Some fans continue to see a bright future for
Martha Stewart Living Omnimedia
. But days like Tuesday make it clear there will be a few dark moons yet before the light becomes visible.
Martha Stewart shares sold off Tuesday morning in the wake of the media company's latest weak earnings report. The stock, which is already 40% off its 52-week high, dropped 4% early on before recovering to trade down fractionally early in the afternoon.
For its first quarter ended March 31, Martha Stewart lost $19 million, or 37 cents a share, from continuing operations. A year ago Martha Stewart lost $19.3 million, or 39 cents a share, on the same basis. Revenue fell 13% from a year ago to $38.7 million.
The latest-quarter numbers fell short of expectations. Analyst projections don't look good for the next two quarters, either.
But some media watchers say the company's more in tune with the shape of the changing media business -- and the wants of the consumer -- than the market is giving it credit for.
In the past, the company did business primarily online and via retail, television and publishing. "It is now extending itself to emerging distribution systems and has found new traction, including satellite radio," says Lee Westerfield, media analyst for Harris Nesbitt. Westerfield doesn't cover MSO.
Martha Stewart Living defines itself based on brand and audience traction rather than distribution, he adds. The Street has been reluctant to see Martha as more than a one-trick lifestyle pony. That is about to change, given the volume of deals she is making across multiple distribution channels.
Chief Executive Susan Lyne, speaking on Tuesday's earnings call, brought up two new deals, one with
inked last week and another one with Warner Home Video.

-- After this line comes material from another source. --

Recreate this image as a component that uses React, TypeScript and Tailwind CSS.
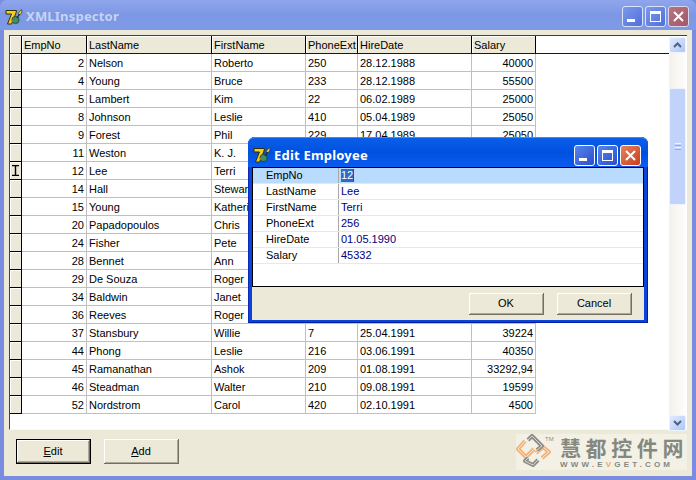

Both could serve as indicators of strong revenue growth down the line.
The latter deal, to produce DVD sets starting in the fourth quarter of this year from the Martha Stewart library, will focus on house and home. "We see real opportunities in new distribution channels," said Lyne. When asked about advertising cross-placements, Lyne said the ability to maximize advertisers' messages through a number of media is "a very valuable tool."
In the past, media was defined by pathways such as radio, cable, broadcast TV, Westerfield says. But in the future, media will be "defined more by audience relationships like home entertainment, sports and other affinities common to large segments of the population who are mobile and insensitive to rigid programming schedules." That's what Martha Stewart is in the process of doing.
As the old pathways fade, they will give way to fractionalized media outlets where the consumer is ultimately in control of an on-demand media universe wherever and however the consumer wants it. Ultimately, satellite and new TV deals auger well for the MSO brand -- consumer appetites matter most and Martha Stewart understands that.
There's "no finite level to this," Westerfield adds. "Martha is first among media in the future."